Il montre la place préférée où il aime rester à la maison, étendu sur une petite plate-forme construite comme un bloc de soutien rectangulaire agencé au mur, qu’il utilise comme divan, d’où il regarde, à travers les grandes fenêtres qui lui font face, avec un verre de vin à portée de main, à perte vue, la mer.

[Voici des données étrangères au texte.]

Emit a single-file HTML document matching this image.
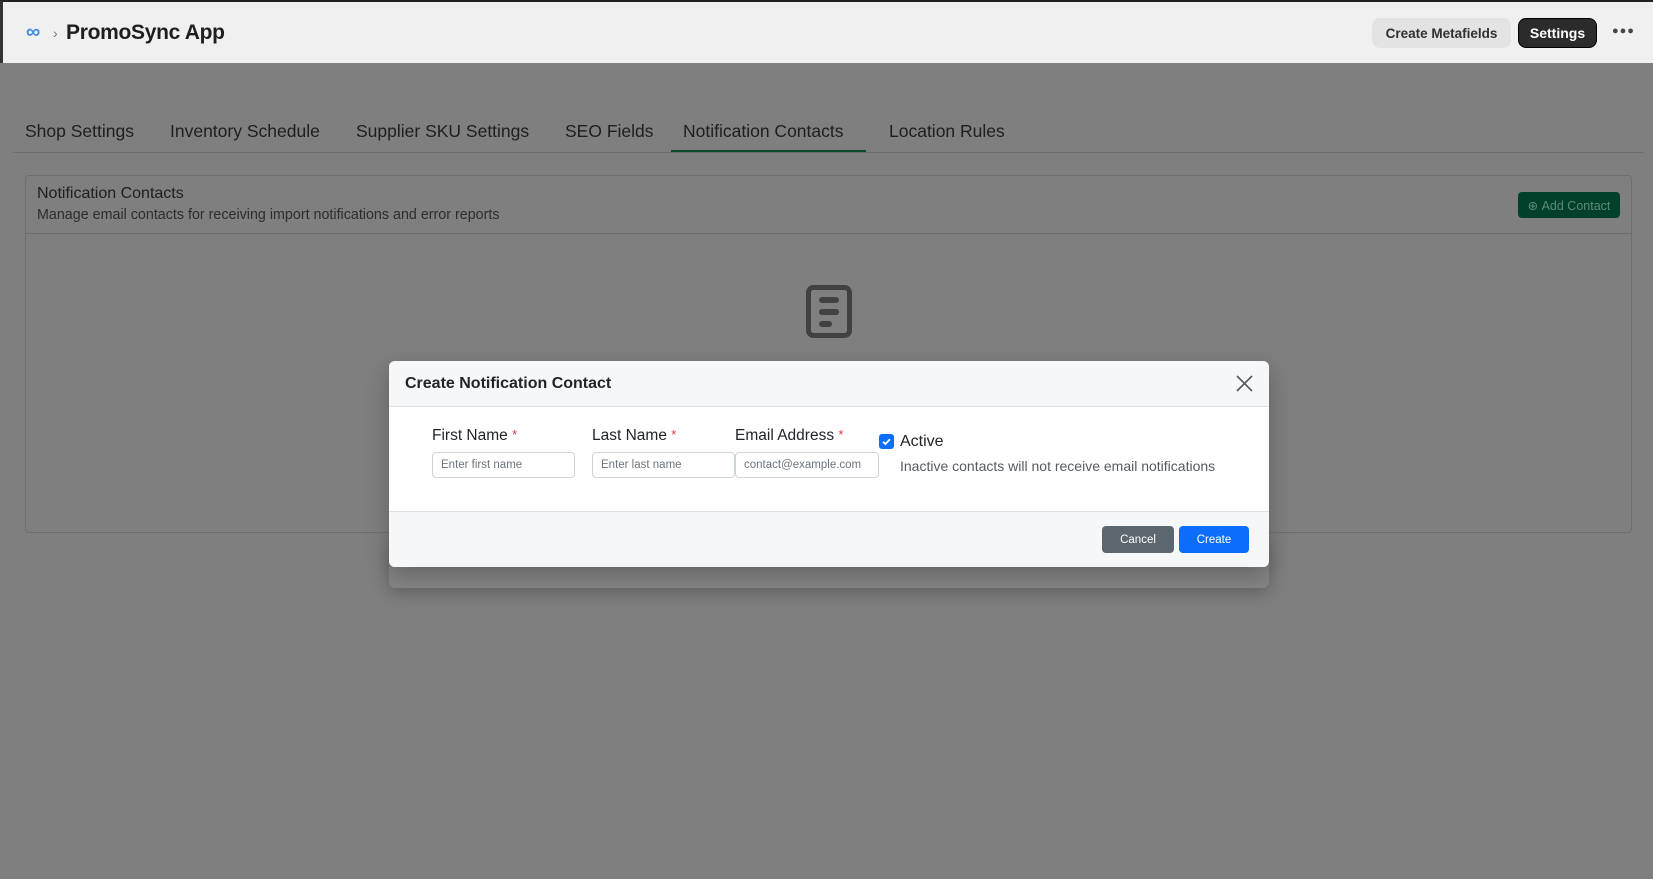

Pour Bergman, le pouvoir de l’image cinématographique est sans limite, dans la pensée et le regard, au reflet du cheminement d’une destinée et un imaginaire foisonnant, sous le rythme des flots qui interfèrent souvent dans les péripéties de l’histoire de ses films , non comme un passage intermédiaire divertissant, mais une issue de secours nécessaire intégrée à l’expression d’un état d’âme et des sentiments, comme cette grande étendue marine qui berce ses rêveries dans l’éclat éternel du firmament.
Voir un extrait du film en cliquant sur le lien suivant : https://youtu.be/6jLoxuHjY2I
Prologue au sujet de la présence du public :
On a relevé, durant les journées du cinéma commémorant le centenaire d’Ingmar Bergman, une fausse note : la faible présence du public.
Les films étaient programmés, pourtant, dans deux lieux différents attrayants et accessibles à tous: au centre-ville, à la cinémathèque pour les films traduits ou sous-titrés en français et à Ryadh el Feth, à la salle Ibn Zeidoun pour les copies d’origine, sous-titrées en arabe.
N’aurait-il pas fallu associer l’Education nationale et l’Enseignement supérieur et prévoir au moins des discussions thématiques à partir des projections de films d’Ingmar Bergman à l’école, à l’université ?
Et, n’est-ce pas salutaire que de donner, ainsi, vie au musée du cinéma, en faisant participer les jeunes en les sensibilisant à étendre et à approfondir, davantage, au-delà des méthodes routinières, la Connaissance?
On entendra notre cinéphile s’adresser à ses camarades ;
« Dites-moi, quand est-ce qu’on pourrait se voir pour prendre contact avec la direction de la cinémathèque et organiser une séance ciné-club autour du film « Le septième sceau » de Ingmar Bergman?
« Demain, à 10 h à la cafétéria habituelle, ça vous va ? » « Ok ». « C’est noté ».